On this, he’s a man of charming, but almost irascible conviction – it’s all about the song, not the singer. Coming from an extreme trainspotter record collector mentality (think endless mornings at swap meets, intricate networks of tape swapping and trawling web 1.0 message boards), Waterhouse is disdainful of anything that seeks out the image instead of the soul of the sound, something eternally and refreshingly present in his own music.
“I’m kind of rooted in a record swapper culture; once you have this object, it actually exists as a part of your life. We’re within this age of anxiety, this sprawl that we’re afraid will one day stop; like everyone is seeking a little cocaine bump of novelty, scraping the edges of everything before moving on to the next thing while it’s hot. I feel like this mentality has trickled down to a lot of artists, since the internet has turned everyone into a consumer of the rare and obscure.”
Waterhouse has always been an outlier, though. Growing up in the Orange County garage rock scene, playing shows with his teenage band The Intelligentsia alongside the likes of Ty Segall and the Cold War Kids, his obsessive predilection for more disciplined music set him apart. These days, the gap has been bridged by his immaculately fuzzy production work on the records of the region’s premier Nuggets-worshippers Allah-Las, but for Waterhouse, soul was the only sound that ever spoke to him.
“I’ve tried to explain it so many times to people and it’s like, they ask, ‘how do you get into this stuff?’ and it’s like, ‘I don’t know!
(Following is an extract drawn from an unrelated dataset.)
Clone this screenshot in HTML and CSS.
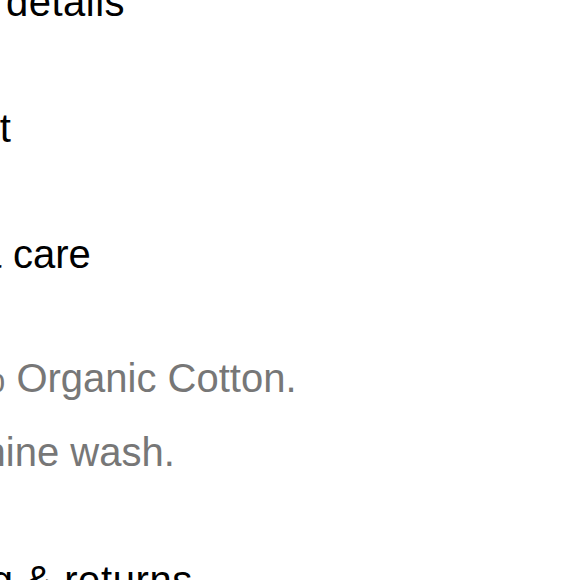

How do you fall in love?’ I just keep finding myself compelled to find more. A sensibility in a lot of the work hit me on a visceral level, but I also identified with it philosophically, because the emotions in punk rock and hip hop – the things that were options at the time for kids growing up – none of it really seemed distinctly like what my internal life felt like.”
Live, Waterhouse and his rotating crew of jazzbos are a compelling set of party-starters, honed to a sharp by experiences like a hellish 2012 tour that took in 43 nonstop nights of zigzagging across America. Playing this year’s Perth International Arts Festival’s closing party with the last ever set at the Chevron Festival Gardens is a far less daunting challenge, but one they’re set to blow the lid off.
“We’ll be a sextet down under, with the same rhythm section that’s on Holly, my favourite sax player Paula Henderson – who’s actually from Australia but been in New York for the last 20 years – and Brit Manor singing. These guys are just amazing, and have all really dug it out on the road with me, so they get it right where I need it.”
Considering how long and how critically he’s been immersed in his craft, it feels wise to take Waterhouse’s word on that.